▶ [Problem to solve] Restate the whole of the material. Keep every word, and drop the pictures.

▶ [Dataset section]
┌────────

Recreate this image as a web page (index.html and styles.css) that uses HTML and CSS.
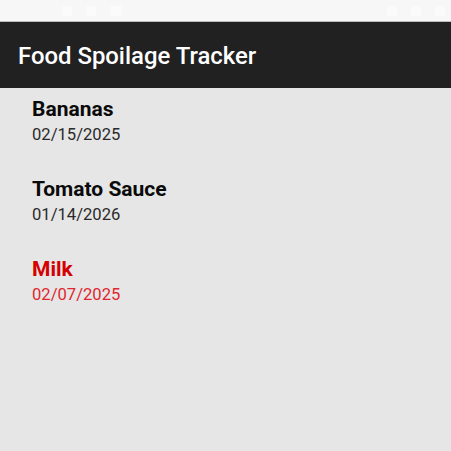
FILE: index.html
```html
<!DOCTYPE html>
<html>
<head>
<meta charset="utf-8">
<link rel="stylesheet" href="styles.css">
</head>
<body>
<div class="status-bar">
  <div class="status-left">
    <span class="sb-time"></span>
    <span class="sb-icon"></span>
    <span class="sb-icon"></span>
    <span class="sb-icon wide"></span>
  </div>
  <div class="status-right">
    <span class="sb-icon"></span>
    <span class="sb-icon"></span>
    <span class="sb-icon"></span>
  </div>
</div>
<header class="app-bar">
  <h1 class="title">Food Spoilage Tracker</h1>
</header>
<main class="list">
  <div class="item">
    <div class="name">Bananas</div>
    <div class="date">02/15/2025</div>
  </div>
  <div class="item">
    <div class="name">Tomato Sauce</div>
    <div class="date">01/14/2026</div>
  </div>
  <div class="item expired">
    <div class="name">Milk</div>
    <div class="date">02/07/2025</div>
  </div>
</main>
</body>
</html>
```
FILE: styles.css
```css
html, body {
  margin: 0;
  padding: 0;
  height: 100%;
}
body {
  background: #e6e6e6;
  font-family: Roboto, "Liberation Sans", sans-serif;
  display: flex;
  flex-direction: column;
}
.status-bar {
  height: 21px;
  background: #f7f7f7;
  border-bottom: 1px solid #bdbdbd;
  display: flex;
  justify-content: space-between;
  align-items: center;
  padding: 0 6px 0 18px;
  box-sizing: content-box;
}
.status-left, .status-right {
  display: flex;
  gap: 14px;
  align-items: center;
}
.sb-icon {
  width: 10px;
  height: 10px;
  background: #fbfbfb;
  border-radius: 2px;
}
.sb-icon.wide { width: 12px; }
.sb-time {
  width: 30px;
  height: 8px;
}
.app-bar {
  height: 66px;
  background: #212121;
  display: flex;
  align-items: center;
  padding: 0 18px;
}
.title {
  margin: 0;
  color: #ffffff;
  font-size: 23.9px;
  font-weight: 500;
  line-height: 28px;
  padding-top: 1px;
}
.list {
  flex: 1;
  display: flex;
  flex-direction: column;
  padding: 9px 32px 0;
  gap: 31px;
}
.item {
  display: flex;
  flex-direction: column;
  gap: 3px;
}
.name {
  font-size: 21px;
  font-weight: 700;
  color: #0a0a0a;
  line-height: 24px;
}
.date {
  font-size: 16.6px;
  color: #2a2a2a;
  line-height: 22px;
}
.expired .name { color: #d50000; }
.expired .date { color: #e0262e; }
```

└────────

▶ [The response]
Recreate this image as a web page (index.html and styles.css) that uses HTML and CSS.
FILE: index.html
```html
<!DOCTYPE html>
<html>
<head>
<meta charset="utf-8">
<link rel="stylesheet" href="styles.css">
</head>
<body>
<div class="status-bar">
  <div class="status-left">
    <span class="sb-time"></span>
    <span class="sb-icon"></span>
    <span class="sb-icon"></span>
    <span class="sb-icon wide"></span>
  </div>
  <div class="status-right">
    <span class="sb-icon"></span>
    <span class="sb-icon"></span>
    <span class="sb-icon"></span>
  </div>
</div>
<header class="app-bar">
  <h1 class="title">Food Spoilage Tracker</h1>
</header>
<main class="list">
  <div class="item">
    <div class="name">Bananas</div>
    <div class="date">02/15/2025</div>
  </div>
  <div class="item">
    <div class="name">Tomato Sauce</div>
    <div class="date">01/14/2026</div>
  </div>
  <div class="item expired">
    <div class="name">Milk</div>
    <div class="date">02/07/2025</div>
  </div>
</main>
</body>
</html>
```
FILE: styles.css
```css
html, body {
  margin: 0;
  padding: 0;
  height: 100%;
}
body {
  background: #e6e6e6;
  font-family: Roboto, "Liberation Sans", sans-serif;
  display: flex;
  flex-direction: column;
}
.status-bar {
  height: 21px;
  background: #f7f7f7;
  border-bottom: 1px solid #bdbdbd;
  display: flex;
  justify-content: space-between;
  align-items: center;
  padding: 0 6px 0 18px;
  box-sizing: content-box;
}
.status-left, .status-right {
  display: flex;
  gap: 14px;
  align-items: center;
}
.sb-icon {
  width: 10px;
  height: 10px;
  background: #fbfbfb;
  border-radius: 2px;
}
.sb-icon.wide { width: 12px; }
.sb-time {
  width: 30px;
  height: 8px;
}
.app-bar {
  height: 66px;
  background: #212121;
  display: flex;
  align-items: center;
  padding: 0 18px;
}
.title {
  margin: 0;
  color: #ffffff;
  font-size: 23.9px;
  font-weight: 500;
  line-height: 28px;
  padding-top: 1px;
}
.list {
  flex: 1;
  display: flex;
  flex-direction: column;
  padding: 9px 32px 0;
  gap: 31px;
}
.item {
  display: flex;
  flex-direction: column;
  gap: 3px;
}
.name {
  font-size: 21px;
  font-weight: 700;
  color: #0a0a0a;
  line-height: 24px;
}
.date {
  font-size: 16.6px;
  color: #2a2a2a;
  line-height: 22px;
}
.expired .name { color: #d50000; }
.expired .date { color: #e0262e; }
```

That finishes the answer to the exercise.